Thanks to COVID-19, the world and the economy is on the brink of collapse. There is a lot of uncertainty and volatility going on throughout the world right now and in America, printing money seems to be the solution. Of course, many people know that this is but temporary and is in no way a long term fix for all the turmoil that has been brought on thanks to the coronavirus in the past few months.
But as the federal reserve prints money, investors and traders have turned to crypto and specifically, bitcoin. This is in order to diversify their own portfolios but the investors and the decisions that they make will be greatly impacted by the macroeconomic factors such as the economic policy uncertainty and the global economic activity.
All across the world there is a lot of political unrest but a question on many investors' lips is whether they should consider this political risk as they change and edit their own portfolio. Looking at a recent study, changes in the political landscape are related to the return and volatility of cryptocurrency. Titled 'US Partisan Conflict and Cryptocurrency Market,' the research looks into how Cryptocurrency can be used as a hedge against political and economic uncertainties.
The paper uses the partisan conflict index (PCI) which is a method that looks into the uncertainty of the political landscape and how it could impact Cryptocurrency. The paper goes on to say that the political situation is increasing tensions and in turn, that makes everything significantly worse in government.
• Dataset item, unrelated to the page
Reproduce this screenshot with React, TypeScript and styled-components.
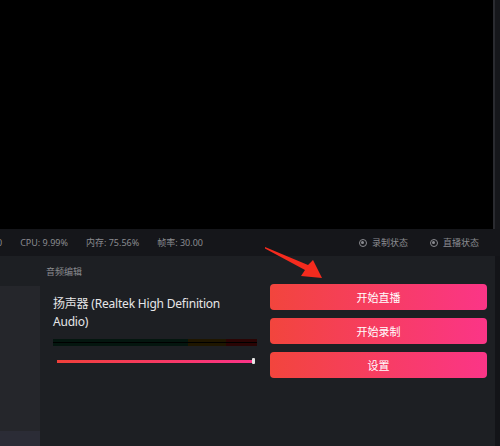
import styled, { createGlobalStyle } from "styled-components";

const Global = createGlobalStyle`
    html, body {
        margin: 0;
        padding: 0;
        background: #000;
        overflow: hidden;
    }
    * {
        box-sizing: border-box;
    }
`;

const Page = styled.div`
    position: relative;
    width: 500px;
    height: 446px;
    display: flex;
    flex-direction: column;
    font-family: "Noto Sans", "Noto Sans CJK SC", sans-serif;
    overflow: hidden;
`;

const Top = styled.div`
    height: 229px;
    display: flex;
`;

const Preview = styled.div`
    flex: 1;
    background: #000;
`;

const ScrollStrip = styled.div`
    width: 7px;
    background: #16171b;
    border-left: 2px solid #2a2b30;
`;

const StatusBar = styled.div`
    height: 27px;
    background: #15161a;
    display: flex;
    align-items: center;
    gap: 18px;
    font-size: 9px;
    color: #8a8b90;
    white-space: nowrap;
`;

const Stat = styled.span<{ $cut?: boolean }>`
    margin-left: ${p => (p.$cut ? "-3px" : "0")};
`;

const Spacer = styled.div`
    flex: 1;
`;

const State = styled.span<{ $last?: boolean }>`
    display: flex;
    align-items: center;
    gap: 5px;
    margin-right: ${p => (p.$last ? "21px" : "4px")};
`;

const Dot = styled.span`
    width: 8px;
    height: 8px;
    border: 1px solid #8a8b90;
    border-radius: 50%;
    display: flex;
    align-items: center;
    justify-content: center;
    &::after {
        content: "";
        width: 3px;
        height: 3px;
        border-radius: 50%;
        background: #8a8b90;
    }
`;

const Bottom = styled.div`
    flex: 1;
    display: flex;
`;

const Left = styled.div`
    width: 40px;
    display: flex;
    flex-direction: column;
`;

const LeftBlock = styled.div<{ $h?: string; $bg: string }>`
    height: ${p => p.$h || "auto"};
    flex: ${p => (p.$h ? "none" : "1")};
    background: ${p => p.$bg};
`;

const Main = styled.div`
    flex: 1;
    background: #1d1f23;
    display: flex;
    flex-direction: column;
`;

const Title = styled.div`
    height: 28px;
    padding: 9px 0 0 6px;
    font-size: 9px;
    color: #8b8c90;
`;

const Content = styled.div`
    display: flex;
    align-items: flex-start;
`;

const Audio = styled.div`
    width: 204px;
    margin-left: 13px;
    padding-top: 11px;
`;

const AudioName = styled.div`
    max-width: 195px;
    font-size: 12px;
    letter-spacing: -0.2px;
    line-height: 18px;
    color: #e6e6e8;
`;

const Meter = styled.div`
    margin-top: 8px;
    height: 7px;
    position: relative;
    display: flex;
`;

const MeterPart = styled.div<{ $w: number; $bg: string }>`
    width: ${p => p.$w}px;
    background: ${p => p.$bg};
`;

const MeterLine = styled.div`
    position: absolute;
    left: 0;
    right: 0;
    top: 3px;
    height: 1px;
    background: #000;
`;

const Slider = styled.div`
    margin: 14px 3px 0 4px;
    height: 3px;
    background: linear-gradient(to right, #f0403a, #fb3388);
    position: relative;
`;

const Thumb = styled.div`
    position: absolute;
    right: -1px;
    top: -2px;
    width: 3px;
    height: 6px;
    background: #e4e4e4;
    border-radius: 1px;
`;

const Buttons = styled.div`
    width: 217px;
    margin-left: 13px;
    display: flex;
    flex-direction: column;
    gap: 8px;
`;

const Button = styled.button`
    height: 26px;
    border: none;
    border-radius: 4px;
    background: linear-gradient(to right, #f2453d, #fb3587);
    color: #fff;
    font-family: inherit;
    font-size: 11px;
    cursor: pointer;
`;

const RightStrip = styled.div`
    width: 5px;
    background: #131418;
`;

const Arrow = styled.svg`
    position: absolute;
    left: 0;
    top: 0;
    pointer-events: none;
`;

export default function App() {
    return (
        <Page>
            <Global />
            <Top>
                <Preview />
                <ScrollStrip />
            </Top>
            <StatusBar>
                <Stat $cut>0</Stat>
                <Stat>CPU: 9.99%</Stat>
                <Stat>内存: 75.56%</Stat>
                <Stat>帧率: 30.00</Stat>
                <Spacer />
                <State><Dot />录制状态</State>
                <State $last><Dot />直播状态</State>
            </StatusBar>
            <Bottom>
                <Left>
                    <LeftBlock $h="30px" $bg="#1d1f23" />
                    <LeftBlock $bg="#25262b" />
                    <LeftBlock $h="15px" $bg="#2b2c36" />
                </Left>
                <Main>
                    <Title>音频编辑</Title>
                    <Content>
                        <Audio>
                            <AudioName>扬声器 (Realtek High Definition Audio)</AudioName>
                            <Meter>
                                <MeterPart $w={135} $bg="#04160f" />
                                <MeterPart $w={38} $bg="#1f1600" />
                                <MeterPart $w={31} $bg="#2a0404" />
                                <MeterLine />
                            </Meter>
                            <Slider><Thumb /></Slider>
                        </Audio>
                        <Buttons>
                            <Button>开始直播</Button>
                            <Button>开始录制</Button>
                            <Button>设置</Button>
                        </Buttons>
                    </Content>
                </Main>
                <RightStrip />
            </Bottom>
            <Arrow width="500" height="446" viewBox="0 0 500 446">
                <polygon points="265,247 308,265 313,260 322,278 301,276 305,270 265,248.5" fill="#f52b1e" />
            </Arrow>
        </Page>
    );
}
The results from the paper find that the change rate of the PCI has been associated with crypto returns in a positive light. Specifically, bitcoins return would increase if the United States partisan phrases about an increase in the same light would reduce the volatility of the leading crypto asset.
The paper says:
"….the effects of the change in PCI on the Litecoin, Ripple, and Ethereum returns have the same sign but weaker than that on the Bitcoin return when controlling for the Chinese economic policy uncertainty effect."